Short problem |
Reproduce the listing below word for word, with no pictures.

## START

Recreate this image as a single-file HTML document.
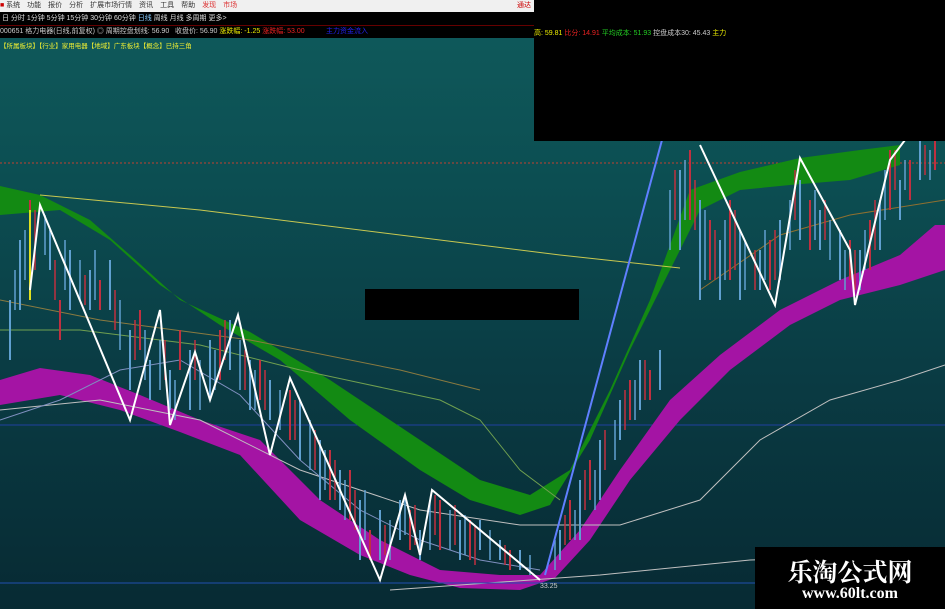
<!DOCTYPE html>
<html><head><meta charset="utf-8"><style>
body{margin:0;width:945px;height:609px;overflow:hidden;font-family:"Liberation Sans","Noto Sans CJK SC",sans-serif;}
#c{position:relative;width:945px;height:609px;background:linear-gradient(#0f5b5c 0%,#0c4e52 30%,#0a3c44 60%,#072a33 100%);}
.bar{position:absolute;left:0;width:945px;font-size:7px;white-space:nowrap;}
</style></head><body><div id="c">
<svg width="945" height="609" style="position:absolute;left:0;top:0">
<line x1="0" y1="163" x2="945" y2="163" stroke="#c04030" stroke-dasharray="2,2" stroke-width="1"/>
<line x1="0" y1="425" x2="945" y2="425" stroke="#2040a0" stroke-width="1"/>
<polygon fill="#138a13" points="0,186 40,195 90,220 130,255 180,300 250,332 330,380 420,440 480,480 530,495 570,470 610,390 650,300 690,190 740,172 800,158 860,150 900,145 900,165 850,180 790,185 740,190 700,210 670,270 630,350 590,440 550,505 520,515 470,500 420,470 350,420 280,360 220,325 160,285 110,240 60,210 0,215"/>
<polygon fill="#a414a4" points="0,380 40,368 90,375 140,395 200,420 260,440 320,500 380,540 440,570 500,575 540,575 580,530 620,470 670,400 720,355 780,310 840,280 900,255 935,225 945,225 945,270 900,285 840,300 790,325 730,370 680,420 630,480 590,540 555,578 520,590 460,588 410,575 360,555 300,520 240,455 180,432 120,410 60,395 0,405"/>
<polyline fill="none" stroke="#c8c850" stroke-width="1" points="40,195 200,210 400,235 560,255 680,268"/>
<polyline fill="none" stroke="#8a7a40" stroke-width="1" points="0,300 100,320 250,340 400,370 480,390"/>
<polyline fill="none" stroke="#70a050" stroke-width="1" points="0,330 80,330 200,345 300,370 440,400 480,420 520,470 560,500"/>
<polyline fill="none" stroke="#c0c0c0" stroke-width="1" points="0,410 100,400 200,420 300,470 420,510 520,525 620,525 700,500 760,440 830,400 900,380 945,365"/>
<polyline fill="none" stroke="#c0c0c0" stroke-width="1" points="390,590 600,575 750,560 945,555"/>
<polyline fill="none" stroke="#907030" stroke-width="1" points="700,290 780,235 850,215 945,200"/>
<polyline fill="none" stroke="#8090c0" stroke-width="1" points="0,420 60,400 120,370 180,360 240,395 300,460 360,510 420,540 480,560 540,570"/>
<g stroke-width="2">
<path stroke="#60a0d0" d="M10 300v60M20 240v70M50 230v40M70 250v60M90 270v40M110 260v50M130 330v60M150 360v40M170 370v40M190 350v60M210 340v60M230 320v50M250 360v50M270 380v40M300 400v60M320 440v60M340 470v40M360 500v60M380 510v50M400 500v40M420 530v30M460 520v40M480 520v30M500 540v20M520 550v20M560 530v30M580 480v60M600 440v60M620 400v40M640 360v50M660 350v40M680 170v80M700 200v100M720 240v60M740 230v70M760 250v40M780 220v60M800 180v60M820 210v40M840 230v50M860 250v40M880 200v50M900 180v40M920 140v40"/>
<path stroke="#c03040" d="M30 200v80M60 300v40M100 280v30M140 310v40M180 330v40M220 330v50M260 360v40M290 390v50M330 450v50M350 470v50M370 530v30M410 510v40M440 500v50M470 520v40M510 550v20M570 500v40M590 460v40M630 380v40M650 370v30M690 150v70M710 220v60M730 200v80M770 240v50M810 200v50M850 240v40M870 220v50M890 150v60M910 160v40M935 140v30"/>
</g>
<g stroke-width="1.5">
<path stroke="#60a0d0" d="M15 270v40M25 230v50M45 215v40M65 240v50M80 260v40M95 250v50M120 300v50M145 330v50M160 340v50M175 380v40M200 360v50M215 350v40M240 340v50M255 370v40M280 390v40M310 420v50M325 450v40M345 480v40M365 490v50M390 520v40M405 495v40M430 500v50M450 510v40M465 515v40M490 530v30M530 555v20M555 540v30M575 510v30M595 470v40M615 420v40M635 380v40M670 190v60M685 160v60M705 210v70M725 220v60M745 240v50M765 230v50M790 200v50M815 190v50M830 220v40M845 250v40M865 230v40M885 170v50M905 160v30M930 150v30"/>
<path stroke="#c03040" d="M35 210v60M55 260v40M85 275v30M115 290v40M135 320v40M165 340v40M195 340v40M225 320v40M245 350v40M265 370v40M295 400v40M315 430v40M335 460v40M355 490v40M385 525v30M415 505v40M435 495v40M455 505v40M475 525v40M505 545v20M565 515v30M585 470v40M605 430v40M625 390v40M645 360v40M675 170v50M695 180v50M715 230v50M735 210v60M755 250v40M775 230v50M795 170v50M825 200v40M855 250v40M875 200v50M895 150v40M925 145v30"/>
</g>
<polyline fill="none" stroke="#e0e020" stroke-width="2" points="30,210 30,300"/>
<polyline fill="none" stroke="#ffffff" stroke-width="2" points="30,290 40,205 130,420 160,310 170,425 195,352 210,400 238,315 270,455 290,378 380,580 405,495 420,555 432,490 540,580"/>
<polyline fill="none" stroke="#ffffff" stroke-width="2" points="700,145 775,305 800,158 850,250 855,305 890,160 905,140"/>
<line x1="545" y1="575" x2="662" y2="140" stroke="#6080ff" stroke-width="2"/>
<line x1="0" y1="583" x2="945" y2="583" stroke="#2050b0" stroke-width="1"/>
<text x="540" y="588" fill="#ccc" font-size="7">33.25</text>
</svg>
<div class="bar" style="top:0;height:12px;background:#f0f0f0;color:#333;"><span style="color:#c00">■</span> 系统　功能　报价　分析　扩展市场行情　资讯　工具　帮助　<span style="color:#d33">发现　市场</span><span style="position:absolute;right:414px;color:#c00">通达</span></div>
<div class="bar" style="top:12px;height:13px;background:#000;color:#ddd;line-height:13px;border-bottom:1px solid #600">&nbsp;日 分时 1分钟 5分钟 15分钟 30分钟 60分钟 <span style="color:#8cf">日线</span> 周线 月线 多周期 更多&gt;</div>
<div class="bar" style="top:26px;height:12px;background:#000;color:#ccc;line-height:12px">000651 格力电器(日线,前复权) ◎ 周期控盘划线: 56.90 &nbsp; 收盘价: 56.90 <span style="color:#ee0">涨跌幅: -1.25</span> <span style="color:#e22">涨跌幅: 53.00</span> &nbsp;&nbsp;&nbsp;&nbsp;&nbsp;&nbsp;&nbsp;&nbsp;&nbsp; <span style="color:#22e">主力资金流入</span></div>
<div class="bar" style="top:40px;height:10px;color:#ee3;font-size:6.5px">【所属板块】【行业】家用电器【地域】广东板块【概念】已持三角</div>
<div style="position:absolute;left:534px;top:0;width:411px;height:141px;background:#000"></div>
<div style="position:absolute;left:534px;top:28px;width:411px;font-size:7px;color:#ccc;white-space:nowrap"><span style="color:#ee0">高: 59.81</span> <span style="color:#e22">比分: 14.91</span> <span style="color:#2c2">平均成本: 51.93</span> 控盘成本30: 45.43 <span style="color:#ee0">主力</span></div>
<div style="position:absolute;left:365px;top:289px;width:214px;height:31px;background:#000"></div>
<div style="position:absolute;left:755px;top:547px;width:190px;height:62px;background:#000;color:#fff;text-align:center">
<div style="font-family:'Noto Serif CJK SC','Noto Sans CJK SC',serif;font-size:25px;font-weight:bold;line-height:30px;margin-top:9px">乐淘公式网</div>
<div style="font-family:'Liberation Serif',serif;font-size:16px;font-weight:bold;line-height:16px">www.60lt.com</div></div>
</div></body></html>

## END

Answer to the task |
Recreate this image as a single-file HTML document.
<!DOCTYPE html>
<html><head><meta charset="utf-8"><style>
body{margin:0;width:945px;height:609px;overflow:hidden;font-family:"Liberation Sans","Noto Sans CJK SC",sans-serif;}
#c{position:relative;width:945px;height:609px;background:linear-gradient(#0f5b5c 0%,#0c4e52 30%,#0a3c44 60%,#072a33 100%);}
.bar{position:absolute;left:0;width:945px;font-size:7px;white-space:nowrap;}
</style></head><body><div id="c">
<svg width="945" height="609" style="position:absolute;left:0;top:0">
<line x1="0" y1="163" x2="945" y2="163" stroke="#c04030" stroke-dasharray="2,2" stroke-width="1"/>
<line x1="0" y1="425" x2="945" y2="425" stroke="#2040a0" stroke-width="1"/>
<polygon fill="#138a13" points="0,186 40,195 90,220 130,255 180,300 250,332 330,380 420,440 480,480 530,495 570,470 610,390 650,300 690,190 740,172 800,158 860,150 900,145 900,165 850,180 790,185 740,190 700,210 670,270 630,350 590,440 550,505 520,515 470,500 420,470 350,420 280,360 220,325 160,285 110,240 60,210 0,215"/>
<polygon fill="#a414a4" points="0,380 40,368 90,375 140,395 200,420 260,440 320,500 380,540 440,570 500,575 540,575 580,530 620,470 670,400 720,355 780,310 840,280 900,255 935,225 945,225 945,270 900,285 840,300 790,325 730,370 680,420 630,480 590,540 555,578 520,590 460,588 410,575 360,555 300,520 240,455 180,432 120,410 60,395 0,405"/>
<polyline fill="none" stroke="#c8c850" stroke-width="1" points="40,195 200,210 400,235 560,255 680,268"/>
<polyline fill="none" stroke="#8a7a40" stroke-width="1" points="0,300 100,320 250,340 400,370 480,390"/>
<polyline fill="none" stroke="#70a050" stroke-width="1" points="0,330 80,330 200,345 300,370 440,400 480,420 520,470 560,500"/>
<polyline fill="none" stroke="#c0c0c0" stroke-width="1" points="0,410 100,400 200,420 300,470 420,510 520,525 620,525 700,500 760,440 830,400 900,380 945,365"/>
<polyline fill="none" stroke="#c0c0c0" stroke-width="1" points="390,590 600,575 750,560 945,555"/>
<polyline fill="none" stroke="#907030" stroke-width="1" points="700,290 780,235 850,215 945,200"/>
<polyline fill="none" stroke="#8090c0" stroke-width="1" points="0,420 60,400 120,370 180,360 240,395 300,460 360,510 420,540 480,560 540,570"/>
<g stroke-width="2">
<path stroke="#60a0d0" d="M10 300v60M20 240v70M50 230v40M70 250v60M90 270v40M110 260v50M130 330v60M150 360v40M170 370v40M190 350v60M210 340v60M230 320v50M250 360v50M270 380v40M300 400v60M320 440v60M340 470v40M360 500v60M380 510v50M400 500v40M420 530v30M460 520v40M480 520v30M500 540v20M520 550v20M560 530v30M580 480v60M600 440v60M620 400v40M640 360v50M660 350v40M680 170v80M700 200v100M720 240v60M740 230v70M760 250v40M780 220v60M800 180v60M820 210v40M840 230v50M860 250v40M880 200v50M900 180v40M920 140v40"/>
<path stroke="#c03040" d="M30 200v80M60 300v40M100 280v30M140 310v40M180 330v40M220 330v50M260 360v40M290 390v50M330 450v50M350 470v50M370 530v30M410 510v40M440 500v50M470 520v40M510 550v20M570 500v40M590 460v40M630 380v40M650 370v30M690 150v70M710 220v60M730 200v80M770 240v50M810 200v50M850 240v40M870 220v50M890 150v60M910 160v40M935 140v30"/>
</g>
<g stroke-width="1.5">
<path stroke="#60a0d0" d="M15 270v40M25 230v50M45 215v40M65 240v50M80 260v40M95 250v50M120 300v50M145 330v50M160 340v50M175 380v40M200 360v50M215 350v40M240 340v50M255 370v40M280 390v40M310 420v50M325 450v40M345 480v40M365 490v50M390 520v40M405 495v40M430 500v50M450 510v40M465 515v40M490 530v30M530 555v20M555 540v30M575 510v30M595 470v40M615 420v40M635 380v40M670 190v60M685 160v60M705 210v70M725 220v60M745 240v50M765 230v50M790 200v50M815 190v50M830 220v40M845 250v40M865 230v40M885 170v50M905 160v30M930 150v30"/>
<path stroke="#c03040" d="M35 210v60M55 260v40M85 275v30M115 290v40M135 320v40M165 340v40M195 340v40M225 320v40M245 350v40M265 370v40M295 400v40M315 430v40M335 460v40M355 490v40M385 525v30M415 505v40M435 495v40M455 505v40M475 525v40M505 545v20M565 515v30M585 470v40M605 430v40M625 390v40M645 360v40M675 170v50M695 180v50M715 230v50M735 210v60M755 250v40M775 230v50M795 170v50M825 200v40M855 250v40M875 200v50M895 150v40M925 145v30"/>
</g>
<polyline fill="none" stroke="#e0e020" stroke-width="2" points="30,210 30,300"/>
<polyline fill="none" stroke="#ffffff" stroke-width="2" points="30,290 40,205 130,420 160,310 170,425 195,352 210,400 238,315 270,455 290,378 380,580 405,495 420,555 432,490 540,580"/>
<polyline fill="none" stroke="#ffffff" stroke-width="2" points="700,145 775,305 800,158 850,250 855,305 890,160 905,140"/>
<line x1="545" y1="575" x2="662" y2="140" stroke="#6080ff" stroke-width="2"/>
<line x1="0" y1="583" x2="945" y2="583" stroke="#2050b0" stroke-width="1"/>
<text x="540" y="588" fill="#ccc" font-size="7">33.25</text>
</svg>
<div class="bar" style="top:0;height:12px;background:#f0f0f0;color:#333;"><span style="color:#c00">■</span> 系统　功能　报价　分析　扩展市场行情　资讯　工具　帮助　<span style="color:#d33">发现　市场</span><span style="position:absolute;right:414px;color:#c00">通达</span></div>
<div class="bar" style="top:12px;height:13px;background:#000;color:#ddd;line-height:13px;border-bottom:1px solid #600">&nbsp;日 分时 1分钟 5分钟 15分钟 30分钟 60分钟 <span style="color:#8cf">日线</span> 周线 月线 多周期 更多&gt;</div>
<div class="bar" style="top:26px;height:12px;background:#000;color:#ccc;line-height:12px">000651 格力电器(日线,前复权) ◎ 周期控盘划线: 56.90 &nbsp; 收盘价: 56.90 <span style="color:#ee0">涨跌幅: -1.25</span> <span style="color:#e22">涨跌幅: 53.00</span> &nbsp;&nbsp;&nbsp;&nbsp;&nbsp;&nbsp;&nbsp;&nbsp;&nbsp; <span style="color:#22e">主力资金流入</span></div>
<div class="bar" style="top:40px;height:10px;color:#ee3;font-size:6.5px">【所属板块】【行业】家用电器【地域】广东板块【概念】已持三角</div>
<div style="position:absolute;left:534px;top:0;width:411px;height:141px;background:#000"></div>
<div style="position:absolute;left:534px;top:28px;width:411px;font-size:7px;color:#ccc;white-space:nowrap"><span style="color:#ee0">高: 59.81</span> <span style="color:#e22">比分: 14.91</span> <span style="color:#2c2">平均成本: 51.93</span> 控盘成本30: 45.43 <span style="color:#ee0">主力</span></div>
<div style="position:absolute;left:365px;top:289px;width:214px;height:31px;background:#000"></div>
<div style="position:absolute;left:755px;top:547px;width:190px;height:62px;background:#000;color:#fff;text-align:center">
<div style="font-family:'Noto Serif CJK SC','Noto Sans CJK SC',serif;font-size:25px;font-weight:bold;line-height:30px;margin-top:9px">乐淘公式网</div>
<div style="font-family:'Liberation Serif',serif;font-size:16px;font-weight:bold;line-height:16px">www.60lt.com</div></div>
</div></body></html>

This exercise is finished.